Thaksin Shinawatra a depuis tiré les leçons de son renversement par l’armée en 2006, tout comme sa sœur Yingluck l’a été le 22 mai 2014, après avoir haut la main remporté les élections de 2011 sur le slogan « Thaksin pense, le parti agit ». Tombé en disgrâce et contraint à l’auto-exil, Thaksin a pu méditer pendant de longues années les modalités de son retour en Thaïlande. Ni sa proximité prétendue avec l’actuel souverain alors qu’il était encore prince héritier, ni son rapprochement avec la princesse Ubolratana en 2018, empêchée par ordre royal de se présenter comme tête de liste d’un parti satellite du Pheu Thai aux élections de 2019, ne l’auront permis.

 

Thaksin a dû attendre le mois d’août 2023 avant de pouvoir reposer le pied sur le sol siamois.

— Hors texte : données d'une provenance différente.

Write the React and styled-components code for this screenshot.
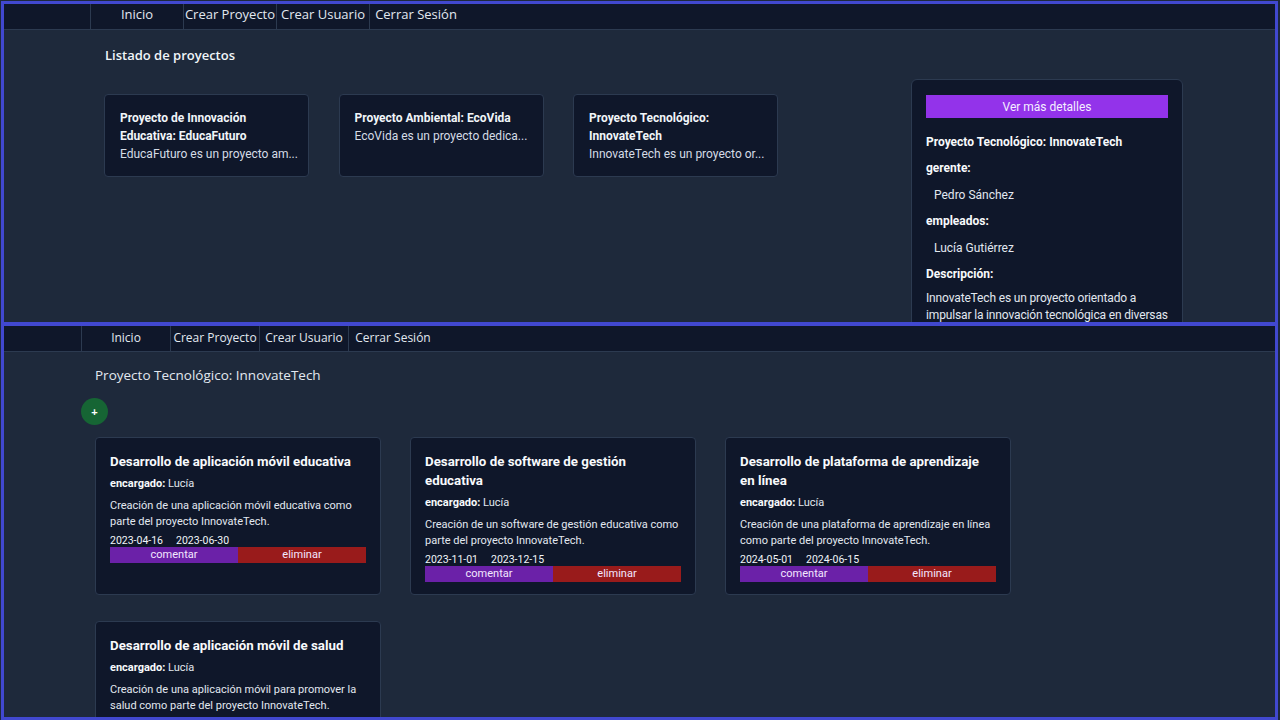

Grâce à un concours de circonstances politiques où chaque partie, élites militaro-royalistes et Thaksin lui-même (et les cadres dirigeants du Pheu Thai) y ont vu un intérêt commun. Sur le dos des réformateurs du Move Forward. Mais il semble dorénavant que la latitude de l’action de Thaksin soit encadrée. Plus question, comme dans la première moitié des années 2000, de paraître comme un concurrent de la monarchie.

 

D’ailleurs, de multiples gages sont montrés, comme sa longue prosternation devant le portrait du roi Vajiralongkorn et de la reine Suthida, dès son arrivée le 22 août dernier à l’aéroport Don Muang, avec deux épinglettes royales bien visibles sur le revers de son costume. N’oublions pas qu’une évaluation des propos de Thaksin pouvant avoir diffamé la monarchie à Séoul en Corée du Sud, en mai 2015, est toujours en cours, au titre de l’article 112 ou crime de lèse-majesté. Et enfin que sa sœur Yingluck, ancienne cheffe de gouvernement du printemps 2011 à mai 2014, attend son heure pour revenir de son exil volontaire en espérant une justice clémente.

 

En « vieux routier » de la politique siamoise, ayant appris des années 2000, Thaksin n’obèrera pas les chances de sa fille Paetongtarn de devenir, au moment opportun, la deuxième femme du royaume à devenir Premier ministre. Une Shinawatra, comme sa tante, la première de l’histoire.